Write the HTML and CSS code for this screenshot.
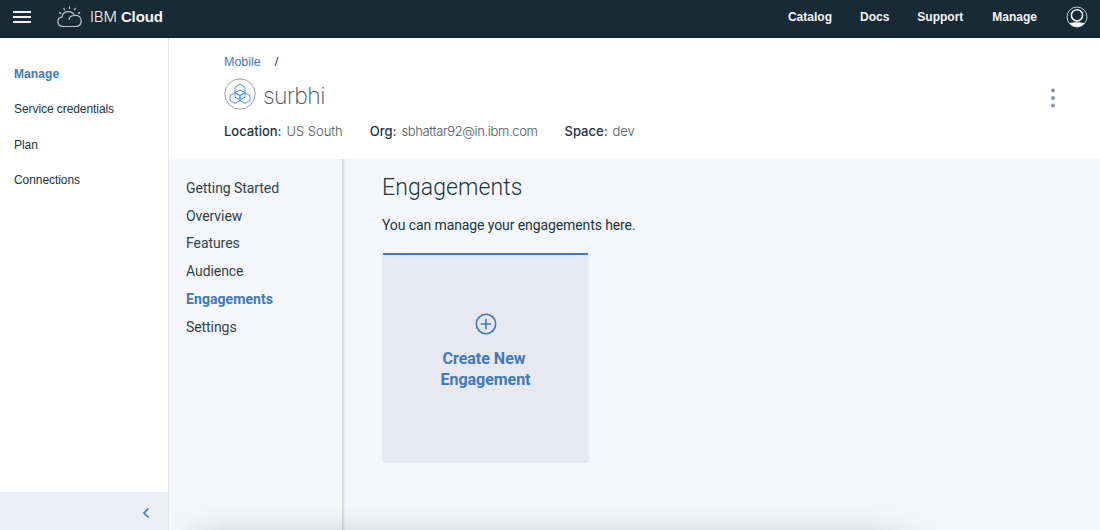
FILE: index.html
```html
<!DOCTYPE html>
<html lang="en">
<head>
<meta charset="utf-8">
<title>IBM Cloud</title>
<link rel="stylesheet" href="styles.css">
</head>
<body>
<header class="topbar">
  <svg class="menu" width="18" height="14" viewBox="0 0 18 14"><path d="M0 2h18M0 7h18M0 12h18"/></svg>
  <svg class="cloud" width="26" height="22" viewBox="0 0 26 22"><path d="M6 20.500C2.800 20.500.9 18.600.9 15.800c0-2.700 1.700-4.500 4.200-4.900C5.300 7.500 8 5.600 11.500 5.600c3 0 5 1.500 6 3.900 4-.6 6.700 1.800 6.700 5.300 0 3.600-2.400 5.700-5.600 5.700zM12 14c.2-2.900 2.500-4.500 5.500-4.500M12.500.4v2.700M6.600 1.900l1.200 2.300M18.500 1.900l-1.300 2.300M2 6.400l2.200 1.200M23.100 6.400l-2.200 1.200"/></svg>
  <div class="brand"><span class="brand-ibm">IBM</span> <b>Cloud</b></div>
  <nav class="topnav">
    <a class="catalog">Catalog</a><a class="docs">Docs</a><a class="support">Support</a><a class="account">Manage</a>
    <svg class="avatar" width="22" height="22" viewBox="0 0 22 22"><circle class="ring" cx="11" cy="11" r="10"/><circle class="head" cx="11" cy="9.300" r="5.600"/><path d="M3.700 17.200c2-.9 4.600-1 7.300-1s5.300.1 7.300 1c-1.700 2.300-4.300 3.600-7.300 3.600s-5.600-1.300-7.300-3.600z"/></svg>
  </nav>
</header>
<div class="layout">
  <aside class="sidebar">
    <nav class="sidelinks"><a class="current">Manage</a><a>Service credentials</a><a>Plan</a><a>Connections</a></nav>
    <div class="collapse"><svg width="8" height="12" viewBox="0 0 8 12"><path d="M6.400 1.500L2 6l4.400 4.500"/></svg></div>
  </aside>
  <main class="main">
    <section class="service">
      <div class="crumbs"><a>Mobile</a><span>/</span></div>
      <div class="title-row">
        <svg class="hex" width="32" height="32" viewBox="0 0 32 32"><circle cx="16" cy="16" r="15.200"/><path d="M16 6.500l5 2.700v5.600l-5 2.700-5-2.700V9.200zM11 14.800l5 2.700v5.100l-5 2.800-5-2.800v-5.100zM21 14.800l5 2.700v5.100l-5 2.800-5-2.800v-5.100zM16 12l5 2.800v4.400l-5 2.800-5-2.800v-4.400z"/></svg>
        <h1>surbhi</h1>
        <svg class="more" width="6" height="20" viewBox="0 0 6 20"><circle cx="3" cy="2.500" r="2"/><circle cx="3" cy="10" r="2"/><circle cx="3" cy="17.500" r="2"/></svg>
      </div>
      <dl class="meta">
        <div class="location"><dt>Location:</dt><dd>US South</dd></div>
        <div class="org"><dt>Org:</dt><dd>sbhattar92@in.ibm.com</dd></div>
        <div class="space"><dt>Space:</dt><dd>dev</dd></div>
      </dl>
    </section>
    <div class="workspace">
      <nav class="subnav"><a>Getting Started</a><a>Overview</a><a>Features</a><a>Audience</a><a class="current">Engagements</a><a>Settings</a></nav>
      <section class="content">
        <h2>Engagements</h2>
        <p>You can manage your engagements here.</p>
        <button class="create">
          <svg width="22" height="22" viewBox="0 0 22 22"><circle cx="11" cy="11" r="9.700"/><path d="M11 5.800v10.400M5.800 11h10.400"/></svg>
          <span class="line-one">Create New</span><span class="line-two">Engagement</span>
        </button>
      </section>
    </div>
  </main>
</div>
<div class="bottom-shadow"></div>
</body>
</html>
```
FILE: styles.css
```css
* { box-sizing: border-box; }
body { margin: 0; height: 530px; overflow: hidden; display: flex; flex-direction: column; background: #fff; color: #21343f; font-family: "Liberation Sans", Arial, sans-serif; position: relative; }
h1, h2, p, dl, dd { margin: 0; }
svg { fill: none; flex: none; }
.topbar { height: 38px; flex: none; background: #172a35; color: #f4f6f7; display: flex; align-items: center; padding: 0 13px 4px; border-bottom: 1px solid #12232d; }
.menu { stroke: #eef1f2; stroke-width: 2; margin-right: 26px; }
.cloud { stroke: #bcc5ca; stroke-width: 1.2; margin-right: 7px; }
.brand { font-size: 15px; letter-spacing: -.12px; white-space: nowrap; }
.brand-ibm { font-family: Inter, sans-serif; font-weight: 300; }
.topnav { margin-left: auto; display: flex; align-items: center; font-size: 12px; font-weight: bold; white-space: nowrap; }
.catalog, .docs { margin-right: 28px; }
.support { margin-right: 29px; }
.account { margin-right: 29px; }
.avatar { margin-right: -1px; fill: #fff; }
.avatar .ring { fill: none; stroke: #bfc8cc; stroke-width: 1; }
.avatar .head { fill: none; stroke: #fff; stroke-width: 1.5; }
.layout { display: flex; flex: 1; min-height: 0; }
.sidebar { width: 169px; border-right: 1px solid #e3e6ea; display: flex; flex-direction: column; justify-content: space-between; }
.sidelinks { display: flex; flex-direction: column; gap: 15.300px; padding: 26px 0 0 14px; font-size: 12px; line-height: 20px; letter-spacing: -.07px; white-space: nowrap; }
.sidelinks .current { color: #4178be; font-weight: bold; letter-spacing: .1px; }
.collapse { height: 38px; background: #ebeff5; display: flex; align-items: center; justify-content: flex-end; padding: 4px 18px 0 0; stroke: #4178be; stroke-width: 1.7; }
.main { flex: 1; display: flex; flex-direction: column; min-width: 0; }
.service { height: 121px; padding: 16px 44px 0 55px; }
.crumbs { display: flex; gap: 14px; font-size: 12.500px; line-height: 16px; }
.crumbs a { color: #4178be; }
.title-row { display: flex; align-items: center; height: 32px; margin-top: 8px; }
.hex { stroke: #4a90e2; stroke-width: 1; }
.hex circle { stroke: #98a5ae; }
.service h1 { font: 200 23px/32px Inter, sans-serif; color: #43525b; margin: 3px 0 0 7px; letter-spacing: -.6px; }
.more { margin: 8px 0 0 auto; fill: #8796a3; }
.meta { display: flex; margin-top: 13px; gap: 27px; font: 13px/16px Inter, sans-serif; white-space: nowrap; }
.meta div { display: flex; gap: 5px; }
.meta dt { font-weight: 500; }
.meta dd { font-weight: 300; color: #4b5860; letter-spacing: -.05px; }
.meta .org dd { letter-spacing: -.36px; }
.workspace { flex: 1; display: flex; background: #f5f7fb; font-family: Roboto, sans-serif; min-height: 0; }
.subnav { width: 174px; border-right: 1px solid #d6dade; box-shadow: 1px 0 2px #d2d6da; clip-path: inset(0 -4px 0 0); padding: 16px 0 0 17px; display: flex; flex-direction: column; font-size: 14px; line-height: 27.700px; letter-spacing: -.07px; color: #30434c; }
.subnav .current { color: #4178be; font-weight: bold; letter-spacing: .08px; }
.content { padding: 12px 0 0 39px; display: flex; flex-direction: column; align-items: flex-start; }
.content h2 { font-size: 23px; font-weight: 300; line-height: 34px; letter-spacing: .1px; }
.content p { font-size: 14px; line-height: 20px; margin-top: 10px; letter-spacing: -.1px; white-space: nowrap; }
.create { margin: 18px 0 0 1px; width: 205px; height: 208px; padding: 58px 0 0; border: 0; border-top: 2px solid #4178be; background: #e6e9f1; box-shadow: 0 1px 2px #cfd2d8; display: flex; flex-direction: column; align-items: center; color: #4178be; font: bold 16px/21px Roboto, sans-serif; }
.create svg { stroke: #4178be; stroke-width: 1.6; margin-bottom: 13px; }
.line-one { margin-right: 3px; }
.line-two { letter-spacing: -.05px; }
.bottom-shadow { position: absolute; left: 169px; bottom: 0; width: 770px; height: 26px; background: linear-gradient(to bottom, transparent, rgba(0,0,0,.025) 50%, rgba(0,0,0,.075)); mask-image: linear-gradient(to right, transparent, #000 55px, #000 690px, transparent); }
```
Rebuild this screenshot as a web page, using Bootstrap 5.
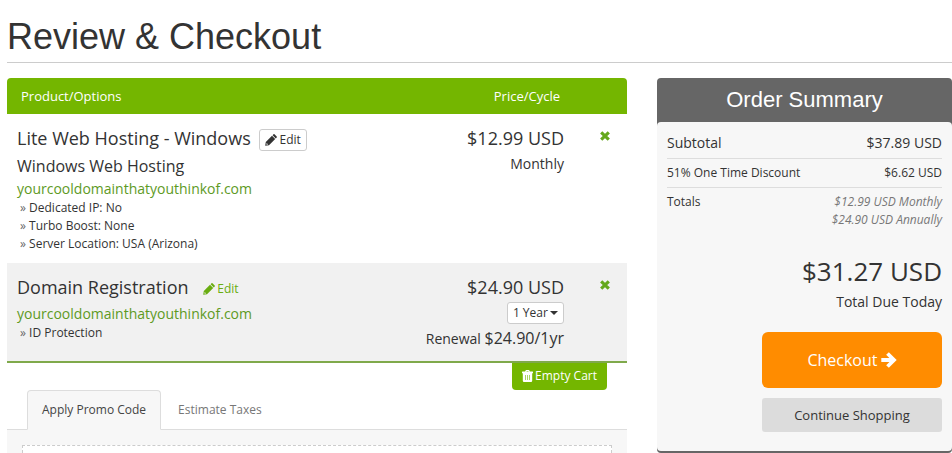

[Instruction] Find every line above that contains the word "screenshot", and return each one.

[Reply to the task]
Write the HTML and CSS code for this screenshot.
Rebuild this screenshot as a web page, using Bootstrap 5.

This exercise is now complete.